-- Input records start --

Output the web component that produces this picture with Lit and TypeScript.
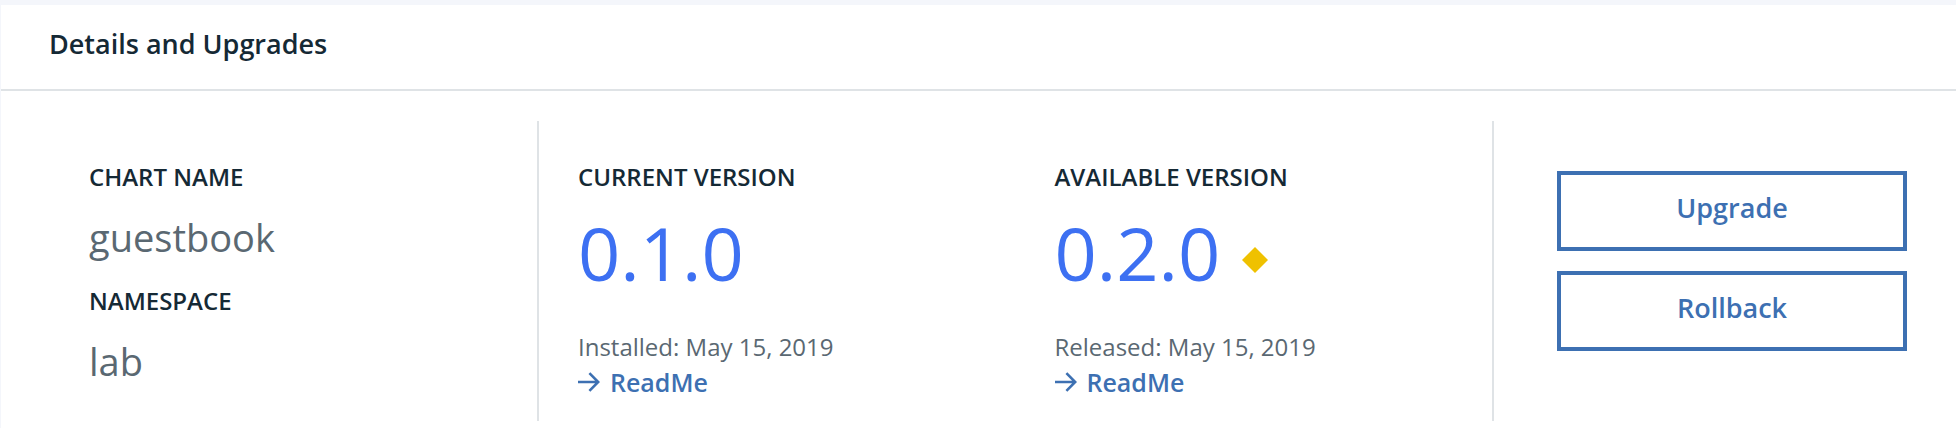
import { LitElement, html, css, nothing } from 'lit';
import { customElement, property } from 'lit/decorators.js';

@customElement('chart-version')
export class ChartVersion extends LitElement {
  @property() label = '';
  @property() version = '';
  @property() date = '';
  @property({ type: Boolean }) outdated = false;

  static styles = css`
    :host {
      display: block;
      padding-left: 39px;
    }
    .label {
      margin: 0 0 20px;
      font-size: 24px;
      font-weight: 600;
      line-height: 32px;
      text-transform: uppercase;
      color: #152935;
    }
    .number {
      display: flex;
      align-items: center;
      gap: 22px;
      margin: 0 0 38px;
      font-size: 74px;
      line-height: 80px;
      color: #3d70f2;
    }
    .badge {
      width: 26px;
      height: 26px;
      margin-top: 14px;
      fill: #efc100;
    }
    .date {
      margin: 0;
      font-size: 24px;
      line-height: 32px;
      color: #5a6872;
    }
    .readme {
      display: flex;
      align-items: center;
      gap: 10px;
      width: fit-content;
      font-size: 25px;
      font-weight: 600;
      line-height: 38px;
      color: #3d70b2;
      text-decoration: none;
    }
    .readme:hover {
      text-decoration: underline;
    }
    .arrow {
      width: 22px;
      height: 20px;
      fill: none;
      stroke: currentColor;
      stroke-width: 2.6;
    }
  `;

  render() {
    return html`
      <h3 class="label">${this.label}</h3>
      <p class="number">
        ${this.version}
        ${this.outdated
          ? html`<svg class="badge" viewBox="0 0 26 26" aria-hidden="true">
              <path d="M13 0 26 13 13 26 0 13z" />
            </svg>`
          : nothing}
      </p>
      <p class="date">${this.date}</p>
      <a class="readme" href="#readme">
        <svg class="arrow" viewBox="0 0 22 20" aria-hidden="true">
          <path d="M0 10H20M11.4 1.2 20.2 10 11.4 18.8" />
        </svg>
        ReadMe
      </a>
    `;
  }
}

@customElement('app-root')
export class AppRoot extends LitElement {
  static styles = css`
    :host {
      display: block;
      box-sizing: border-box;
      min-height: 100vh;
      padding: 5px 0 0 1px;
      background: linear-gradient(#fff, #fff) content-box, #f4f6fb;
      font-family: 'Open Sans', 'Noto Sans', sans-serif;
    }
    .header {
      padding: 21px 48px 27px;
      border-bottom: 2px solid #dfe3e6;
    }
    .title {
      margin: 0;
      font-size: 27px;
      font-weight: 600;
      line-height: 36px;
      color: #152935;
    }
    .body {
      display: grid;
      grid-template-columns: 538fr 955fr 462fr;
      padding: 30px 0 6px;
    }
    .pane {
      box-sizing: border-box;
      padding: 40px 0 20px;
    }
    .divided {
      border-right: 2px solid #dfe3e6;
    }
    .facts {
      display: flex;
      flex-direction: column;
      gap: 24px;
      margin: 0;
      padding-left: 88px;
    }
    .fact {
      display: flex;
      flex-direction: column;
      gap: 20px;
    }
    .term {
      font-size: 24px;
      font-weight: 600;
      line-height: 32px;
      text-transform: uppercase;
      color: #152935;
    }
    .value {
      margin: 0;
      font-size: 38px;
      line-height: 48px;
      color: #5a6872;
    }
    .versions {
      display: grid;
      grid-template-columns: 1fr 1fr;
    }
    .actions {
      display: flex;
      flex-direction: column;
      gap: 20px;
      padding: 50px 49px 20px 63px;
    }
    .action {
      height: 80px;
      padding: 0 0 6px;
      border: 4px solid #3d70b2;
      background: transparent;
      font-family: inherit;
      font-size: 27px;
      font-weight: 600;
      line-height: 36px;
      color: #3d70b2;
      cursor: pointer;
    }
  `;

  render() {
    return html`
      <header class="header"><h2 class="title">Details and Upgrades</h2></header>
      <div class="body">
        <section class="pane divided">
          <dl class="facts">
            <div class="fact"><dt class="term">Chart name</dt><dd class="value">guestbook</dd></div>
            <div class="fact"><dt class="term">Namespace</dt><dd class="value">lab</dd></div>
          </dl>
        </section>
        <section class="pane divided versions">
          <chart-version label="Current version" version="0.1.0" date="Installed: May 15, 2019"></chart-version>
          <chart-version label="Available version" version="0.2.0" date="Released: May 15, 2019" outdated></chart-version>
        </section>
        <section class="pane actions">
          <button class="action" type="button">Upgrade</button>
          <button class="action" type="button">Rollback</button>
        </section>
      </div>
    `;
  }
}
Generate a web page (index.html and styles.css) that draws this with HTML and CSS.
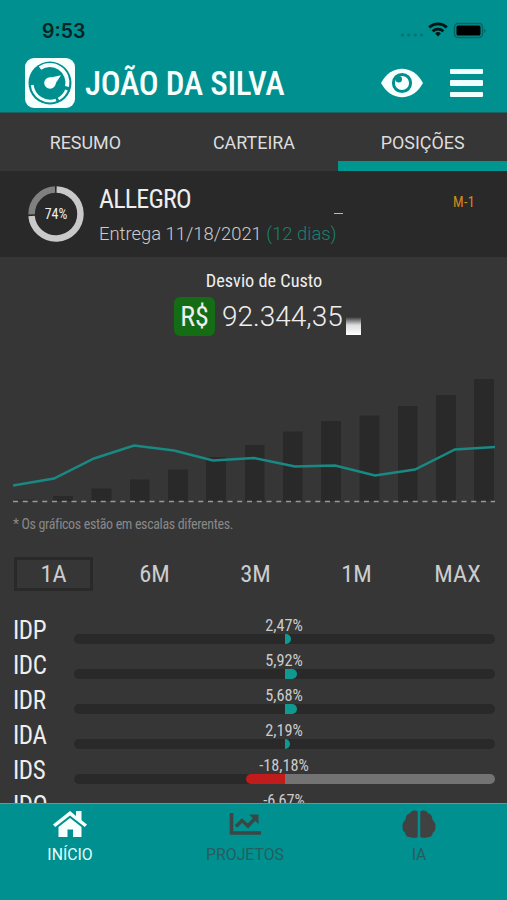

-- Input records end --

■ Task to carry out
Find every line that has "this" in it, then return those lines.

■ Exercise output
Output the web component that produces this picture with Lit and TypeScript.
      <h3 class="label">${this.label}</h3>
        ${this.version}
        ${this.outdated
      <p class="date">${this.date}</p>
Generate a web page (index.html and styles.css) that draws this with HTML and CSS.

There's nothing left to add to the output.